Media Convergence and Environmental Change: Content Providers and Practices in the Digital Era

Jennifer Silver
Department or Unit: 
Geography, Environment & Geomatics
Sponsor: 
SSHRC Insight Grant
Project Dates: 
to

About the Project

We live in a time of digital media abundance. However, it is not safe to assume that everyone has equal access to information or that more information will lead to broader societal agreement and better decision-making. Newspapers and magazines, web-based news providers, cable television channels, non-profit/advocacy groups, and academic institutions all vie to attract and inform audiences about the complexities of things like climate change and biodiversity loss. Digital media, including computers, mobile phones, tablets, and digital television, are integral to content provision, and increasingly, to securing streams of revenue and other funding for content providers.

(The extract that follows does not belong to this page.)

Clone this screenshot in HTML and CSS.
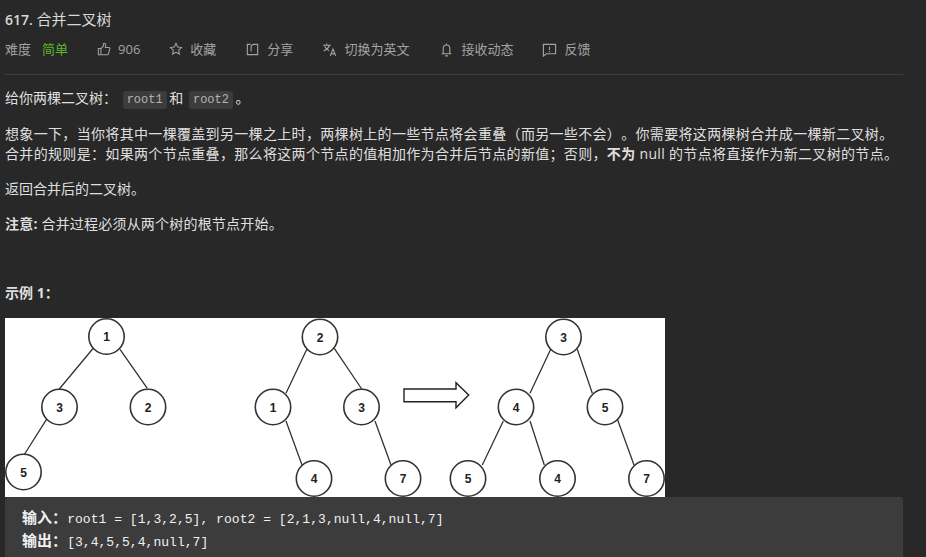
FILE: index.html
```html
<!DOCTYPE html>
<html lang="zh-CN">
<head>
  <meta charset="UTF-8" />
  <meta name="viewport" content="width=device-width, initial-scale=1" />
  <title>617. 合并二叉树</title>
  <link rel="stylesheet" href="styles.css">
</head>
<body>

  <div class="question">
    <!-- Title and toolbar -->
    <h1 class="question-title">617. <span>合并二叉树</span></h1>
    <div class="question-meta">
      <span class="meta-difficulty">难度<em>简单</em></span>
      <span class="meta-item">
        <svg class="icon icon-small" viewBox="0 0 16 16"><path d="M1.500 7.500h3v7h-3zM4.500 7.500l3-3.200V1.600c1.500-.4 2.600.6 2.400 2.200L9.500 6.300h4c.9 0 1.300.7 1.100 1.500l-1.500 5.700c-.2.6-.6 1-1.200 1H4.500"/></svg>
        906
      </span>
      <span class="meta-item">
        <svg class="icon icon-small" viewBox="0 0 16 16"><path d="M8 1.800l1.900 4 4.400.6-3.200 3 .8 4.400L8 11.700l-3.900 2.100.8-4.400-3.200-3 4.400-.6z"/></svg>
        收藏
      </span>
      <span class="meta-item">
        <svg class="icon" viewBox="0 0 16 16"><path d="M6 2.500H2.500v11h11v-11H9.500c-1.800 0-3 1.200-3 3V10"/></svg>
        分享
      </span>
      <span class="meta-item">
        <svg class="icon" viewBox="0 0 16 16"><path d="M1 3.500h8.500M5 1.500v2M8 3.500C7.200 6 4.800 8.200 1.800 9.500M2.800 4.500c.9 2 2.500 3.700 4.700 4.800M8.800 14.800l2.900-7.300 2.900 7.300M9.800 12.600h3.800"/></svg>
        切换为英文
      </span>
      <span class="meta-item meta-bell">
        <svg class="icon" viewBox="0 0 16 16"><path d="M2.800 12.500h10.400M4.500 12.500V7c0-2.200 1.500-3.800 3.500-3.800s3.500 1.600 3.500 3.800v5.500M8 1.500v1.700M6.500 14.800h3"/></svg>
        接收动态
      </span>
      <span class="meta-item">
        <svg class="icon" viewBox="0 0 16 16"><path d="M1.500 2.500h13v10H4.500l-3 2.500zM8 5v3.500M8 9.700v1.200"/></svg>
        反馈
      </span>
    </div>

    <!-- Description -->
    <div class="question-content">
      <p>给你两棵二叉树： <code>root1</code> 和 <code>root2</code> 。</p>
      <p class="spaced">想象一下，当你将其中一棵覆盖到另一棵之上时，两棵树上的一些节点将会重叠（而另一些不会）。你需要将这两棵树合并成一棵新二叉树。<br>合并的规则是：如果两个节点重叠，那么将这两个节点的值相加作为合并后节点的新值；否则，<strong>不为</strong> null 的节点将直接作为新二叉树的节点。</p>
      <p>返回合并后的二叉树。</p>
      <p class="note"><strong>注意:</strong> 合并过程必须从两个树的根节点开始。</p>

      <p class="example-title"><strong>示例 1：</strong></p>

      <svg class="diagram" viewBox="0 0 660 179" width="660" height="179">
        <g class="edges">
          <path d="M88 30.500L54.300 71M115 31.300L142.300 70.300M42.500 99.800L19 137"/>
          <path d="M302.300 30.300L281 75.300M329.300 30.300L356.700 71M281 103L297 147M370 103L386 147"/>
          <path d="M545.700 31.300L525 75.300M572.300 31.300L587.300 75.300M498.300 103L477.300 147M525 103L539.300 147M612.500 101.500L629 147"/>
          <path class="arrow" d="M399 71h52v-6.300l12.700 12.300-12.700 12.700v-6h-52z"/>
        </g>
        <g class="nodes">
          <circle cx="101.500" cy="18.500" r="17.700"/>
          <circle cx="54.500" cy="89" r="17.700"/>
          <circle cx="143" cy="89" r="17.700"/>
          <circle cx="18.500" cy="154" r="17.700"/>
          <circle cx="315" cy="19" r="17.700"/>
          <circle cx="268" cy="89" r="17.700"/>
          <circle cx="356.500" cy="89" r="17.700"/>
          <circle cx="309" cy="160.500" r="17.700"/>
          <circle cx="398" cy="160.500" r="17.700"/>
          <circle cx="558.500" cy="19" r="17.700"/>
          <circle cx="511" cy="89" r="17.700"/>
          <circle cx="600" cy="89" r="17.700"/>
          <circle cx="463" cy="160.500" r="17.700"/>
          <circle cx="552.500" cy="160.500" r="17.700"/>
          <circle cx="641.500" cy="160.500" r="17.700"/>
        </g>
        <g class="labels">
          <text x="101.500" y="23">1</text>
          <text x="54.500" y="93.500">3</text>
          <text x="143" y="93.500">2</text>
          <text x="18.500" y="158.500">5</text>
          <text x="315" y="23.500">2</text>
          <text x="268" y="93.500">1</text>
          <text x="356.500" y="93.500">3</text>
          <text x="309" y="165">4</text>
          <text x="398" y="165">7</text>
          <text x="558.500" y="23.500">3</text>
          <text x="511" y="93.500">4</text>
          <text x="600" y="93.500">5</text>
          <text x="463" y="165">5</text>
          <text x="552.500" y="165">4</text>
          <text x="641.500" y="165">7</text>
        </g>
      </svg>

      <pre class="example-code"><strong>输入：</strong>root1 = [1,3,2,5], root2 = [2,1,3,null,4,null,7]
<strong>输出：</strong>[3,4,5,5,4,null,7]</pre>
    </div>
  </div>

</body>
</html>
```

FILE: styles.css
```css
/* Global reset */
* {
  margin: 0;
  padding: 0;
  box-sizing: border-box;
}

html,
body {
  height: 557px;
  overflow: hidden;
}

body {
  background: #282828;
  color: rgba(255, 255, 255, 0.87);
  font-family: "Open Sans", "Noto Sans CJK SC", sans-serif;
  font-size: 14px;
  line-height: 20px;
  text-spacing-trim: space-all;
}

.question {
  width: 898px;
  margin-left: 5px;
  padding-top: 9px;
}

/* Title and toolbar */
.question-title {
  font-size: 14px;
  font-weight: 600;
  line-height: 20px;
  color: #d9d9d9;
}

.question-title span {
  font-size: 15px;
  font-weight: 400;
}

.question-meta {
  display: flex;
  align-items: center;
  height: 30px;
  margin-top: 4px;
  font-size: 13px;
  color: #a3a3a3;
}

.meta-difficulty em {
  margin-left: 11px;
  margin-right: 29px;
  font-style: normal;
  color: #5cb82c;
}

.meta-item {
  display: flex;
  align-items: center;
  gap: 7px;
  margin-right: 29px;
}

.meta-bell {
  margin-left: 1px;
}

.icon {
  width: 15px;
  height: 15px;
  fill: none;
  stroke: #a3a3a3;
  stroke-width: 1.2;
}

.icon-small {
  width: 14px;
  height: 14px;
}

/* Description */
.question-content {
  margin-top: 10px;
  padding-top: 13px;
  border-top: 1px solid #3e3e3e;
}

.question-content p {
  margin-bottom: 15px;
}

.question-content .spaced {
  letter-spacing: 0.33px;
}

.question-content .note {
  letter-spacing: 0.2px;
}

.question-content strong {
  font-weight: 700;
}

.question-content code {
  display: inline-block;
  height: 18px;
  margin: 0 -1px 0 2px;
  padding: 0 4px;
  border-radius: 3px;
  background: #3c3c3c;
  color: #b4b4b4;
  font-family: "Liberation Mono", monospace;
  font-size: 12px;
  line-height: 19px;
}

.question-content .example-title {
  margin-top: 49px;
}

/* Example picture */
.diagram {
  display: block;
  background: #fff;
}

.edges path {
  fill: none;
  stroke: #333;
  stroke-width: 1.3;
}

.edges .arrow {
  stroke: #222;
  stroke-width: 1.4;
}

.nodes circle {
  fill: #fff;
  stroke: #333;
  stroke-width: 1.6;
}

.labels text {
  fill: #222;
  font-family: "Liberation Sans", sans-serif;
  font-size: 12px;
  font-weight: 700;
  text-anchor: middle;
}

/* Example code block */
.example-code {
  height: 70px;
  padding: 11px 17px;
  border-radius: 3px;
  background: #3c3c3c;
  color: #f0f0f0;
  font-family: "Liberation Mono", "Noto Sans CJK SC", monospace;
  font-size: 13px;
  letter-spacing: 0.04px;
  line-height: 23px;
}

.example-code strong {
  font-size: 15px;
}
```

This project is concerned with who provides information about societal challenges, and how they do so, amid rapidly evolving media technologies and media economies. It is built around one of the most high-profile societal challenges of our time: environmental change. Using a concept called 'media convergence', we will characterize the digital provision practices of 10 organizations that seek to inform the public about environmental change. We will generate understanding of digital content provision practices and how they shape whose voices may and may not be heard within socio-environmental dialogue. Findings will help to address SSHRC's 5th Future Challenge Area by illuminating connections between digital content provision practices, information accessibility, and cultural narratives that should be incentivized, regulated, and, perhaps, altogether avoided in the face of complex societal challenges. Undergraduate students and the public will be engaged through several knowledge mobilization products, including course content, downloadable documents, and an animated video.